New laws and bills in states that aim to protect people who self-manage their abortions are meant to underscore what most fetal homicide laws already make clear.

Herrera, the Texas woman who was arrested on a murder charge related to a self-induced abortion, was released after three days when a local district attorney ruled her case invalid. But the repercussions of her case extend well beyond the border town where she was jailed.

Medical professionals say they worry that media attention to her case and others, as well as the looming Supreme Court decision that could allow abortion to become illegal in more than half of the country, will create widespread fear among low-income and marginalized people who already are disproportionately targeted by law enforcement and lack adequate access to health care.

“Once strict abortion laws take effect, we can’t completely rule out the possibility of unsafe abortions,” said Dr. Jamila Perritt, CEO of Physicians for Reproductive Health, which advocates for equal access to reproductive medical care, including abortions.

“But with greater access to online medications, the risk is much less than it used to be. Self-managed abortion can be safe and effective,” she said. “The risk is not a medical one, it’s a legal risk.”

Herrera’s arrest was a direct result of a hospital reporting an abortion to law enforcement. The same is true for the vast majority of people arrested for self-managed abortion, miscarriage or stillbirth, Perritt said.

Most people do not need to see a doctor or go to a hospital when taking medication to induce an abortion. They can complete the procedure in the privacy of their homes. But for those who do need medical care, fear of arrest should not be a deterrent, she said.

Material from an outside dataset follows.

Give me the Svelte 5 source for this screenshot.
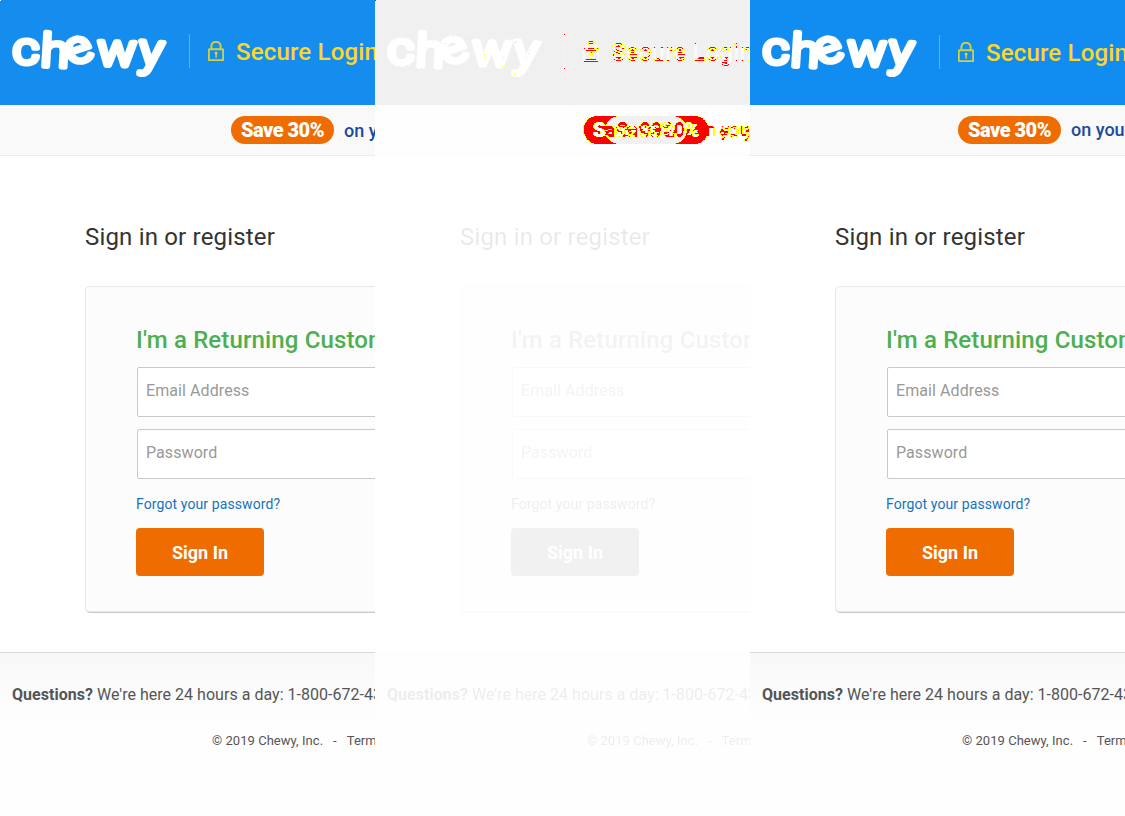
<script>
  const specks = [
    [28, 38], [26, 46], [23, 67], [32, 66], [46, 68], [37, 63], [58, 41], [55, 49],
    [67, 43], [70, 43], [78, 36], [82, 35], [93, 37], [95, 39], [108, 51], [109, 54],
    [110, 57], [107, 67], [127, 66], [128, 57], [140, 41], [140, 42], [154, 50],
    [153, 53], [151, 57], [164, 40], [139, 74], [151, 73]
  ];
</script>

{#snippet banner(kind)}
  <header class="bar {kind}">
    <svg class="logo" viewBox="0 0 160 56" width="160" height="56" role="img" aria-label="chewy">
      <text transform="scale(1.14 1)" x="2.5 26.6 53.2 76.3 112" y="39.3 41 40.6 40 39.5" rotate="0 3 -20 2 5">chewy</text>
    </svg>
    <span class="rule"></span>
    <svg class="lock" viewBox="0 0 16 20" width="16" height="20">
      <rect x=".8" y="8.3" width="14.4" height="11" rx=".8" />
      <path d="M3.4 8V5.3a4.6 4.6 0 0 1 9.2 0V8" />
      <path class="key" d="M6.6 12.3a1.5 1.5 0 1 1 2.2 1.2v3.2H7.4v-3.2z" />
    </svg>
    <span class="secure">Secure Login</span>
  </header>
  <div class="promo {kind}">
    <b>Save 30%</b><span>on your first</span>
  </div>
{/snippet}

{#snippet content()}
  <main>
    <h1>Sign in or register</h1>
    <section class="card">
      <h2>I'm a Returning Customer</h2>
      <div class="field">Email Address</div>
      <div class="field">Password</div>
      <a href="#forgot">Forgot your password?</a>
      <button>Sign In</button>
    </section>
  </main>
  <footer>
    <p class="help"><b>Questions?</b> We're here 24 hours a day: 1-800-672-4399</p>
    <p class="legal">© 2019 Chewy, Inc.<span>-</span>Terms</p>
  </footer>
{/snippet}

<svg class="defs" width="0" height="0">
  <filter id="changes" x="0" y="0" width="100%" height="100%" color-interpolation-filters="sRGB">
    <feColorMatrix values="0 0 0 0 0  0 0 0 0 0  0 0 0 0 0  5 5 5 0 -2" result="mask" />
    <feComponentTransfer result="hard"><feFuncA type="discrete" tableValues="0 1" /></feComponentTransfer>
    <feOffset in="hard" dx="1" dy="0" result="right" />
    <feOffset in="hard" dx="-1" dy="0" result="left" />
    <feComposite in="right" in2="left" operator="in" result="both" />
    <feComposite in="both" in2="hard" operator="in" result="core" />
    <feFlood flood-color="#ff0" /><feComposite in2="hard" operator="in" result="edge" />
    <feFlood flood-color="#f00" /><feComposite in2="core" operator="in" result="fill" />
    <feMerge><feMergeNode in="edge" /><feMergeNode in="fill" /></feMerge>
  </filter>
</svg>

<div class="compare">
  <div class="panel before">{@render banner('a')}{@render content()}<i class="corner"></i></div>
  <div class="panel">
    <div class="faded">{@render banner('a')}{@render content()}</div>
    <div class="changes" aria-hidden="true">
      <div class="layer">{@render banner('a')}</div>
      <div class="layer over">{@render banner('b')}</div>
    </div>
    <svg class="specks" viewBox="0 0 375 105" width="375" height="105" shape-rendering="crispEdges">
      {#each specks as [x, y]}<rect {x} {y} width="1" height="1" fill="#ff0" />{/each}
      <path d="M0 0h1v1H0zM189 34h1v1h-1zM189 68h1v1h-1z" fill="#f00" />
    </svg>
  </div>
  <div class="panel">{@render banner('b')}{@render content()}</div>
</div>

<style>
  :global(body) { margin: 0; background: #fff; overflow: hidden; }
  .defs { position: absolute; }
  .compare { display: grid; grid-template-columns: repeat(3, 375px); width: 1125px; height: 816px; overflow: hidden; font-family: Roboto, sans-serif; }
  .panel { position: relative; width: 375px; height: 816px; overflow: hidden; background: #fff; }
  .faded { filter: grayscale(1); opacity: .1; }
  .changes { position: absolute; left: 0; top: 0; width: 375px; height: 156px; overflow: hidden; isolation: isolate; filter: url(#changes); }
  .layer { position: absolute; inset: 0; overflow: hidden; }
  .over { mix-blend-mode: difference; }
  .specks { position: absolute; left: 0; top: 0; }
  .corner { position: absolute; left: 0; top: 0; width: 1px; height: 1px; background: #fff; }

  .bar { box-sizing: border-box; height: 105px; padding-left: 10px; display: flex; align-items: flex-start; background: #148dee; white-space: nowrap; overflow: hidden; }
  .bar.b { background: #118cf0; }
  .logo { flex: none; margin-top: 25px; }
  .logo text { font: 300 45px Roboto, sans-serif; fill: #fff; stroke: #fff; stroke-width: 5.2; stroke-linejoin: round; stroke-linecap: round; }
  .rule { flex: none; width: 1px; height: 34px; margin: 34px 18px 0 19px; background: #5db1f3; }
  .lock { flex: none; margin: 41px 12px 0 0; fill: none; stroke: #cfcf45; stroke-width: 2; }
  .key { fill: #e4d437; stroke: none; }
  .secure { margin-top: 37px; font-size: 24px; line-height: 30px; font-weight: 500; color: #fdd726; letter-spacing: .17px; }
  .b .rule { margin-top: 35px; }
  .b .lock { margin-top: 42px; }
  .b .secure { margin-top: 38px; }

  .promo { box-sizing: border-box; height: 51px; padding: 11px 0 0 231px; display: flex; gap: 10px; border-bottom: 1px solid #ececec; background: #f9f9f9; white-space: nowrap; overflow: hidden; }
  .promo b { flex: none; width: 103px; height: 28px; border-radius: 14px; background: #ef6c00; color: #fff; font-size: 20px; font-weight: 900; line-height: 28px; text-align: center; letter-spacing: -.5px; }
  .promo span { font-size: 18px; line-height: 28px; font-weight: 500; color: #1c49a0; padding-top: 1px; }
  .promo.b { padding-left: 208px; }
  .promo.b span { padding-top: 0; }

  main { height: 496px; padding-left: 85px; overflow: hidden; }
  h1 { margin: 66px 0 34px; font-size: 24px; line-height: 30px; font-weight: 400; color: #333; letter-spacing: .18px; }
  .card { box-sizing: border-box; width: 600px; height: 327px; padding: 38px 50px 0; display: flex; flex-direction: column; align-items: flex-start; border: 1px solid #e9e9e9; border-bottom: 1px solid #c9c9c9; box-shadow: inset 0 -1px #e9e9e9; border-radius: 5px; background: #fcfcfc; }
  h2 { margin: 0 0 12px; font-size: 24px; line-height: 30px; font-weight: 500; color: #4caf50; white-space: nowrap; letter-spacing: .13px; }
  .field { box-sizing: border-box; width: 480px; height: 50px; margin: 0 0 12px 1px; padding-left: 8px; border: 1px solid #c9c9c9; border-radius: 2px; background: #fff; color: #999; font-size: 16px; line-height: 46px; letter-spacing: .08px; }
  a { margin: 4px 0 15px; font-size: 14px; line-height: 18px; color: #1673bd; text-decoration: none; letter-spacing: .1px; }
  button { width: 128px; height: 48px; padding: 0; border: 0; border-radius: 4px; background: #ef6c00; color: #fff; font: 700 18px/49px Roboto, sans-serif; }
  footer { height: 163px; border-top: 1px solid #dadada; background: linear-gradient(#f8f8f8, #fefefe 73px); color: #555; white-space: nowrap; overflow: hidden; }
  .help { margin: 32px 0 0 12px; font-size: 16px; line-height: 20px; letter-spacing: .025px; }
  .legal { margin: 27px 0 0 212px; font-size: 13px; line-height: 18px; letter-spacing: .04px; }
  .legal span { margin: 0 10px; }
</style>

Last year, the American Public Health Association published the results of a survey of more than 7,000 women, showing that self-managed abortion was nearly three times more prevalent among Black women than White women and somewhat higher among Hispanic women. According to the public health association, the results indicate that women of color “may face heightened barriers to accessing clinical care or prefer self-managed abortion due to experiences of stigma, discrimination, and structural racism.”

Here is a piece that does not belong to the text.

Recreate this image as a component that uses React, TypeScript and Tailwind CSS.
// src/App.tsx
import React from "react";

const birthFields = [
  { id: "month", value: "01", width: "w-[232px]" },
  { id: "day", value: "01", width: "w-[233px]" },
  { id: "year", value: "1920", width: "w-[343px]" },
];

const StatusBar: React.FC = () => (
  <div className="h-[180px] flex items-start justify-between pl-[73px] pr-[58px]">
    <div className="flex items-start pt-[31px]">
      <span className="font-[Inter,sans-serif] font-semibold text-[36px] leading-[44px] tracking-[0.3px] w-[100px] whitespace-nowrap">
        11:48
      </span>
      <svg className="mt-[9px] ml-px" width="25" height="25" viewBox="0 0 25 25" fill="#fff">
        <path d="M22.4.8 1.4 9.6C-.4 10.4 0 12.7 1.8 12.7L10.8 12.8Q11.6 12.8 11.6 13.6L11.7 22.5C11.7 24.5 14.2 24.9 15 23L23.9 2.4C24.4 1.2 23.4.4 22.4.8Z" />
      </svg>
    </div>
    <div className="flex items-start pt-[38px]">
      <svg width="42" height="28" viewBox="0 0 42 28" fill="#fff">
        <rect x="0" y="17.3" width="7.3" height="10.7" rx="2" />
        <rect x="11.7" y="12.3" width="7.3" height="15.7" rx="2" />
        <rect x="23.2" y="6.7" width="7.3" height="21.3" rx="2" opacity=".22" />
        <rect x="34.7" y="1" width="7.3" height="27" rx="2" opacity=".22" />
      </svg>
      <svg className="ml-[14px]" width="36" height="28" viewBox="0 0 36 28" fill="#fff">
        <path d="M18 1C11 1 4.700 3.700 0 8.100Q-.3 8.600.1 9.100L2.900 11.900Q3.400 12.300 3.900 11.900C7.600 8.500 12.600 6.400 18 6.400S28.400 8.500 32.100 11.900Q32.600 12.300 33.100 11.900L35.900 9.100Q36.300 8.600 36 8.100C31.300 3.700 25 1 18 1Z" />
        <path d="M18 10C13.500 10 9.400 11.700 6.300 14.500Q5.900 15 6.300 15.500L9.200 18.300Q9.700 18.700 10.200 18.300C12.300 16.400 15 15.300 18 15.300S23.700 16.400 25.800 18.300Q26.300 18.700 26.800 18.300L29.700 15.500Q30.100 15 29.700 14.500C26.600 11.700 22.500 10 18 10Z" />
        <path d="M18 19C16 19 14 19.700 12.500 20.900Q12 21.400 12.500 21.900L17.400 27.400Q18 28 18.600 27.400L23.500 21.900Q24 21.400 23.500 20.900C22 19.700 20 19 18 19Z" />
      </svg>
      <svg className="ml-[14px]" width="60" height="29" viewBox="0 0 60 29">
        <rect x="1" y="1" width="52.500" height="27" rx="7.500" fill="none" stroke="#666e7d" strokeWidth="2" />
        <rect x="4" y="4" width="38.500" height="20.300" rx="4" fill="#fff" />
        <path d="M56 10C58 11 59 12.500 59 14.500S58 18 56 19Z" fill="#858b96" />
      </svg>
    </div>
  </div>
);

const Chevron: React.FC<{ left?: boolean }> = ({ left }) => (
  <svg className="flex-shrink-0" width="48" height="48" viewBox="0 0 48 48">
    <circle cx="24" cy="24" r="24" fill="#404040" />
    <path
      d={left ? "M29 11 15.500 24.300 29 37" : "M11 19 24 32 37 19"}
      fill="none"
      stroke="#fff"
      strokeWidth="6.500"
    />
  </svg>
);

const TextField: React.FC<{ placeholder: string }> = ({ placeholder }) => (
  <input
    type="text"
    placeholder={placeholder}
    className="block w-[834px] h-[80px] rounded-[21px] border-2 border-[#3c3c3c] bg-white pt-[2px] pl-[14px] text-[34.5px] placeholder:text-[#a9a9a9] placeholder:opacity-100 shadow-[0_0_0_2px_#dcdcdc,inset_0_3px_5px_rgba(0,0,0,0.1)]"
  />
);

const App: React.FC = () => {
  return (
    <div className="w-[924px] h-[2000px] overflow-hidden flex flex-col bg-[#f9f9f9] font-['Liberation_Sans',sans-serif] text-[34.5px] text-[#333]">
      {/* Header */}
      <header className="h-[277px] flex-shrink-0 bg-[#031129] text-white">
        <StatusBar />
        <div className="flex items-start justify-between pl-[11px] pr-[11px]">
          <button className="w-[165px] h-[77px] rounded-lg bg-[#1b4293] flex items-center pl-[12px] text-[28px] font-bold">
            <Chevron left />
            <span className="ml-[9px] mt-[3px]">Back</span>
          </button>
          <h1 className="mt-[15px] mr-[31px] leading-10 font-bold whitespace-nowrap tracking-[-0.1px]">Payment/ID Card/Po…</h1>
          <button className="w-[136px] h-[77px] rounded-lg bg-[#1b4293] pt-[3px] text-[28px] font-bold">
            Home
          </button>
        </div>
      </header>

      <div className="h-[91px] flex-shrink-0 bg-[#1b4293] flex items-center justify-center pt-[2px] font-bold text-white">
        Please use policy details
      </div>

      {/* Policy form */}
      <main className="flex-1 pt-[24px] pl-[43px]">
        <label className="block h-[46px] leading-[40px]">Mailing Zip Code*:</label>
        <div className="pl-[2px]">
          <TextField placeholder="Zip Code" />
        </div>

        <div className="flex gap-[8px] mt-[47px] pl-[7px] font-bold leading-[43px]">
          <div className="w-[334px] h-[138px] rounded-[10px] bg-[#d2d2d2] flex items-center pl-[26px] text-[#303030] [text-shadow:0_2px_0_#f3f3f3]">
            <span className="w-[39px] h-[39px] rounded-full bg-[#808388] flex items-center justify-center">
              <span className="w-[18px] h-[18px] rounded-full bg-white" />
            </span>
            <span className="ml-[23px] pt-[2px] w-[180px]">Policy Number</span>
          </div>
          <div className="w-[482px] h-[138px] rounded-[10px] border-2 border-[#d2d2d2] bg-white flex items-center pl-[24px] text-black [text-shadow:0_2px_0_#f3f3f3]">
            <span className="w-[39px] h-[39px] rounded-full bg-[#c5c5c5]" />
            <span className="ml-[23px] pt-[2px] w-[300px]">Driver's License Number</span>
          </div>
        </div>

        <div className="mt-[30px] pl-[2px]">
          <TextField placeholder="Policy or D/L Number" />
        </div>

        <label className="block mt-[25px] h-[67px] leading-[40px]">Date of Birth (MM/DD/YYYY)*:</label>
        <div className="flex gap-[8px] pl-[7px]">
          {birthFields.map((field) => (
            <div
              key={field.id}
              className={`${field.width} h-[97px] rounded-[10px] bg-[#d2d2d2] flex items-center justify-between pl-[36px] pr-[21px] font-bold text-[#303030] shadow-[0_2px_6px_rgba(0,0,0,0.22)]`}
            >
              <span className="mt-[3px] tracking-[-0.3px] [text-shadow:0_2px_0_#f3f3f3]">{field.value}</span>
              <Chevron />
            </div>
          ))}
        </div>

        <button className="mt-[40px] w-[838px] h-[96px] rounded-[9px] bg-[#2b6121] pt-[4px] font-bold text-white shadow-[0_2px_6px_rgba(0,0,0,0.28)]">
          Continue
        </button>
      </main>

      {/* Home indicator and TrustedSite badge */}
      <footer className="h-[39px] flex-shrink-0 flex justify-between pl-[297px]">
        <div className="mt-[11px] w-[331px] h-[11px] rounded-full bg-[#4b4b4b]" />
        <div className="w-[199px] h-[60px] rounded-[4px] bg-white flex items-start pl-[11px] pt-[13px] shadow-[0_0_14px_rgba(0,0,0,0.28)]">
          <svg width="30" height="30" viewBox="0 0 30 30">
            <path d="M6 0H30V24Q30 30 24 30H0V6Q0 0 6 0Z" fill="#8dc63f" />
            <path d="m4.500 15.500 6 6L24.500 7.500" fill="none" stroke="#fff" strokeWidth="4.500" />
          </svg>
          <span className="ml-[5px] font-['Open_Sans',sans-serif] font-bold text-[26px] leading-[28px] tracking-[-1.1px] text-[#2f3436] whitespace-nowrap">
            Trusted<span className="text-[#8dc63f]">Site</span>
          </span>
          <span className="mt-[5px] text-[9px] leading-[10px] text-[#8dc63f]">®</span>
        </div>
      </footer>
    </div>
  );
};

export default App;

Major medical organizations, including the American Medical Association and the American College of Obstetricians and Gynecologists, have decried the criminalization of pregnant people for abortion and warned medical professionals not to report a patient for the loss of a pregnancy, which they say violates privacy laws and medical ethics.

Despite recent declines in the total number of abortions, due in part to increased access to contraception, nearly 1 in 4 women in the United States will have an abortion by age 45, according to research organization the Guttmacher Institute, which advocates for abortion rights. Medical abortions accounted for more than half of all abortions in 2020, according to a Guttmacher report published in March.

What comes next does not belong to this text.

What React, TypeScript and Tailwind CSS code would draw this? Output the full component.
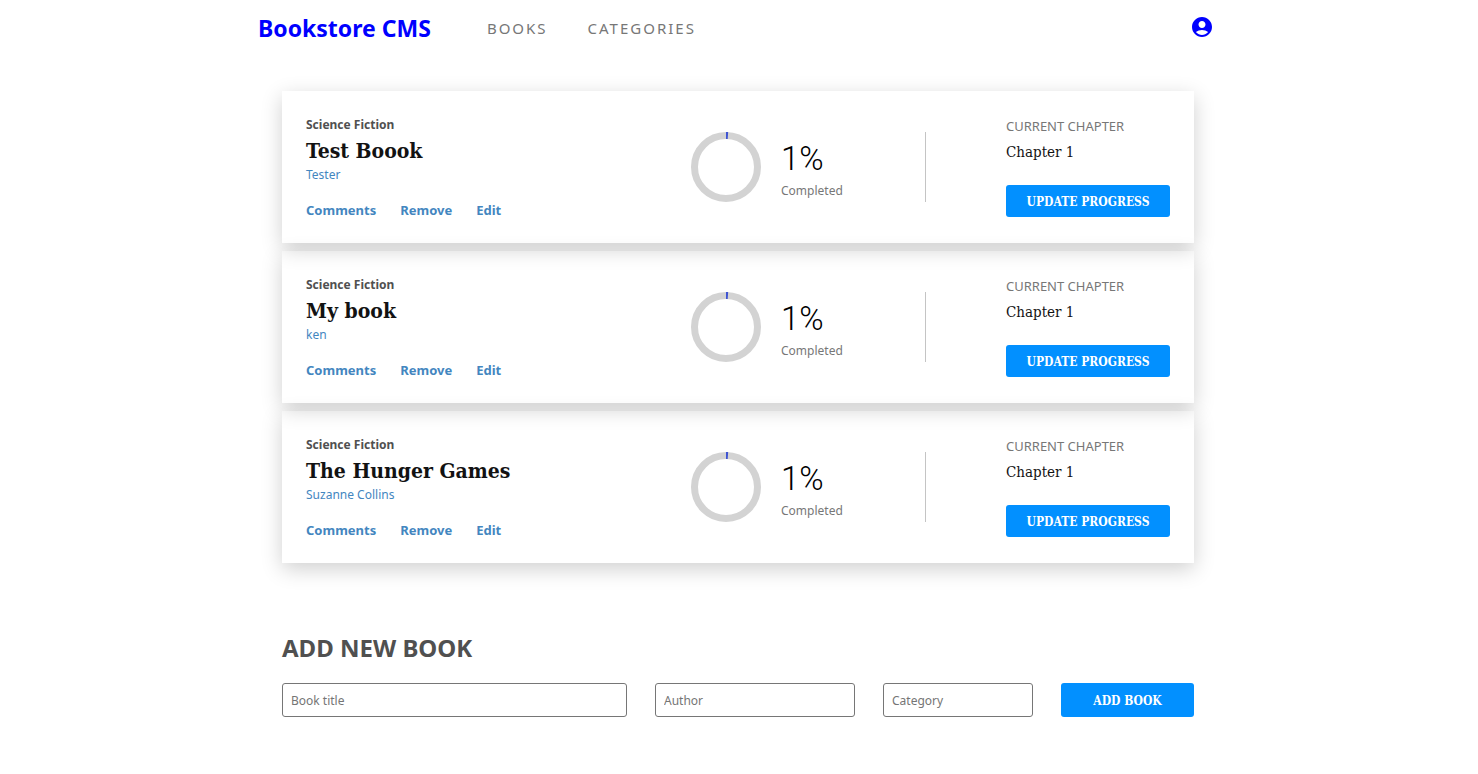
import { MdAccountCircle } from 'react-icons/md';

const slab = "font-['Roboto_Slab','DejaVu_Serif_Condensed','DejaVu_Serif',serif]";

type Book = { title: string; author: string; category: string; progress: number; chapter: string };

const books: Book[] = [
  { title: 'Test Boook', author: 'Tester', category: 'Science Fiction', progress: 1, chapter: 'Chapter 1' },
  { title: 'My book', author: 'ken', category: 'Science Fiction', progress: 1, chapter: 'Chapter 1' },
  { title: 'The Hunger Games', author: 'Suzanne Collins', category: 'Science Fiction', progress: 1, chapter: 'Chapter 1' },
];

function Ring({ value }: { value: number }) {
  return (
    <svg viewBox="0 0 70 70" className="size-[70px]" fill="none" strokeWidth="7" aria-hidden="true">
      <circle cx="35" cy="35" r="31.5" stroke="#d3d3d3" />
      <circle
        cx="35"
        cy="35"
        r="31.5"
        stroke="#3e54d3"
        pathLength="100"
        strokeDasharray={`${value} 100`}
        transform="rotate(-90 35 35)"
      />
    </svg>
  );
}

function BookCard({ book }: { book: Book }) {
  return (
    <li className="flex items-start justify-between px-6 py-6 shadow-[0_6px_20px_rgba(0,0,0,0.19)]">
      <div>
        <p className="text-xs leading-5 font-bold text-[#505050]">{book.category}</p>
        <h2 className={`${slab} text-[21px] leading-8 font-bold text-[#121212]`}>{book.title}</h2>
        <p className="text-xs leading-4 text-[#4386bf]">{book.author}</p>
        <div className="mt-[18px] flex gap-6 text-[13px] leading-[18px] font-bold text-[#4386bf]">
          <button type="button">Comments</button>
          <button type="button">Remove</button>
          <button type="button">Edit</button>
        </div>
      </div>
      <div className="flex gap-20">
        <div className="mt-[17px] flex gap-5">
          <Ring value={book.progress} />
          <div className="w-16">
            <p className="mt-2 font-['Roboto',sans-serif] text-[33px] leading-[38px] font-light text-black">{book.progress}%</p>
            <p className="mt-1 text-xs leading-[18px] whitespace-nowrap text-[#777777]">Completed</p>
          </div>
        </div>
        <div className="mt-[17px] h-[70px] w-px bg-[#c4c4c4]" />
        <div className="w-[164px]">
          <p className="mt-0.5 text-[13px] leading-[18px] text-[#777777]">CURRENT CHAPTER</p>
          <p className={`${slab} mt-[5px] text-[15px] leading-6 text-[#121212]`}>{book.chapter}</p>
          <button type="button" className={`${slab} mt-[21px] h-8 w-full rounded-[3px] bg-[#0290ff] pt-0.5 text-xs font-bold text-white`}>
            UPDATE PROGRESS
          </button>
        </div>
      </div>
    </li>
  );
}

const field = 'h-[34px] w-full min-w-0 rounded-[3px] border border-[#767676] bg-white px-2 text-xs placeholder:text-[#757575]';

export default function App() {
  return (
    <div className="mx-auto max-w-[962px] font-['Segoe_UI','Noto_Sans',sans-serif]">
      <header className="flex h-14 items-center">
        <h1 className="text-[23px] font-bold text-[#0000ff]">Bookstore CMS</h1>
        <nav className="ml-14 flex gap-10 text-[15px] tracking-[2px] text-[#777777]">
          <a href="#books">BOOKS</a>
          <a href="#categories">CATEGORIES</a>
        </nav>
        <button type="button" aria-label="Account" className="mr-1.5 ml-auto text-[#0000ff]">
          <MdAccountCircle className="mb-0.5 size-6" />
        </button>
      </header>
      <main className="pt-[35px] pr-[26px] pb-10 pl-6">
        <ul className="flex flex-col gap-2">
          {books.map((book) => (
            <BookCard key={book.title} book={book} />
          ))}
        </ul>
        <section className="mt-[67px]">
          <h2 className="text-2xl leading-9 font-bold text-[#505050]">ADD NEW BOOK</h2>
          <form className="mt-[17px] grid grid-cols-[345fr_200fr_150fr_133fr] gap-7" onSubmit={(e) => e.preventDefault()}>
            <input className={field} type="text" aria-label="Book title" placeholder="Book title" />
            <input className={field} type="text" aria-label="Author" placeholder="Author" />
            <input className={field} type="text" aria-label="Category" placeholder="Category" />
            <button type="submit" className={`${slab} h-[34px] rounded-[3px] bg-[#0290ff] pt-0.5 text-xs font-bold text-white`}>
              ADD BOOK
            </button>
          </form>
        </section>
      </main>
    </div>
  );
}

As medication abortions have risen, so have state laws attempting to limit their availability. April Lockley, medical director of the Miscarriage and Abortion Hotline, said her organization was founded to help women manage the process on their own. Recently, she said, the group has been fielding a growing number of calls from women who are unsure whether medication abortion remains legal in their state.

In Texas, Republican Gov. Greg Abbott signed a law that took effect Dec. 2, making it a felony to provide the pills after seven weeks into a pregnancy or to ship the pills through the mail.

The rise in medication abortions, combined with more aggressive state abortion bans in the last two years, spells increasing risk of arrest and prosecution for people who self-induce abortion, said Farrah Diaz-Tello, senior council and legal director of If/When/How, a group of national advocates for reproductive justice that represented Herrera in the recent Texas case.

“Increasingly strict state regulation of abortion providers has driven many providers out of business. That train has left the station, and it isn’t coming back,” Diaz-Tello said. “More people are going to be self-managing abortions, and more people are going to be criminalized for it.”